Anthony Salcido is a bit different—eccentric, even—a Latino who is both a leader in finance and an avid surfer. He’s never been fazed by standing out. The ninth of ten children of a carpenter father and a mother who worked in a factory, he was pegged by his father as the one who would break the mold.
“My dad kept saying, ‘Son, I didn’t work my tail off in construction so that none of my kids would go to college. You’re my last hope,’” Salcido recalls.
Sweating on construction sites and plucking out splinters during high school summer breaks was enough real-world experience for Salcido to heed his father’s plea. After becoming the first in his family to graduate from college, he worked in public accounting for seven years, first with KPMG and then with Price Waterhouse. A few years into his tenure with Price Waterhouse, he got a call from a recruiter asking if he’d be interested in moving to New York to work for PepsiCo’s international restaurant division, which included Pizza Hut, KFC, and Taco Bell. It wasn’t a simple decision.
“I grew up in Southern California, and I’m a surfer,” he says. “At first I thought, ‘You’ve gotta be crazy.’ But the more I looked into it, the more it seemed like the right move. That was the turning point in my career that opened my eyes to corporate America.”
After two years at the PepsiCo headquarters in New York (he found some waves to ride in the Hamptons), Salcido and his family made another move to Wichita, Kansas, to work with the Pizza Hut International division. On its face, the transfer was a Middle America, small-city move—“There were practically no Hispanics in Wichita,” Salcido notes. Nevertheless it opened up the world for Salcido. Every year, he would travel at least once to Europe, Asia, and Latin America. It was a dizzying and enthralling experience for Salcido, who had been on a grand total of one plane ride before graduating from college.
“I had no anticipation it would be like that with all the travel,” he says. “I saw all these execs traveling in Europe and living abroad. It seemed normal for them, but for me, it was not normal at all.”
He traveled not just across the continents, but also on a steadily upward trajectory in his career. In 2005, he joined Toyota, where he is currently the vice president and corporate controller. Salcido oversees more than one hundred employees. He is responsible for all the accounting of vehicles and parts sales, and the monthly, quarterly, and annual closes and financial reporting.
There is more than usual on his plate right now because the company is bringing sales and manufacturing together at a single headquarters. Salcido is tasked with moving the people, processes, and systems in accounting from two different states to Plano, Texas. Many employees made the decision not to make the move, which meant there was also a hiring frenzy as Salcido and the company made sure the departing employees knew they were valued for their contributions.
“That’s the giant project I’m working on right now,” he says. “I need to make sure nothing falls through the cracks, because I’m in charge of internal controls.”

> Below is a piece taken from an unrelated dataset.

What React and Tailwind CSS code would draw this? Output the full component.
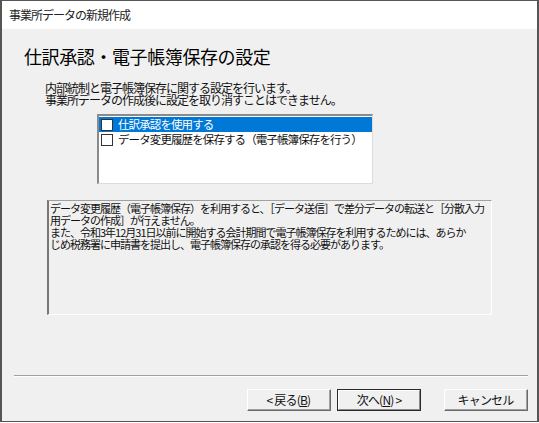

“For the longest time, I had my head down, and I was climbing the ladder and raising my family and moving around the country, just working my tail off. I’d noticed the lack of Hispanics, but there wasn’t a lot I could do about it other than hire some folks. Now I feel I’m in more of a position where I can do something.”
Yet, even as he immerses himself in the business of bringing the company’s two branches together, Salcido has been increasing his involvement in trying to bring more Latinos into an industry where there have traditionally been few.
“For the longest time, I had my head down, and I was climbing the ladder and raising my family and moving around the country, just working my tail off,” he says. “I’d noticed the lack of Hispanics, but there wasn’t a lot I could do about it other than hire some folks. Now I feel I’m in more of a position where I can do something.”
It’s not just talk. Since 2008, Salcido has been a board member of the Hispanic Scholarship Fund, which “strives to make college education a top priority for every Latino family across the nation,” according to its website.
Recently, Salcido attended a HSF conference in Silicon Valley where they hosted one hundred of the nation’s top Hispanic students, all of them sponsored by Toyota. Having built a career as a Hispanic without much external help, it’s gratifying for Salcido to see the bright promise of young Hispanics today.
“It was a beautiful sight,” he says of the conference. “These kids were coming from all these top-tier schools—MIT, Stanford, Columbia. It was amazing to see the enthusiasm. That just wasn’t there when I was going through school; Hispanics didn’t have that kind of presence. Part of the change is the sheer volume of the Latino population now. What I also hope is happening is that there will be more and more young Latinos looking for a better life and getting that through education.”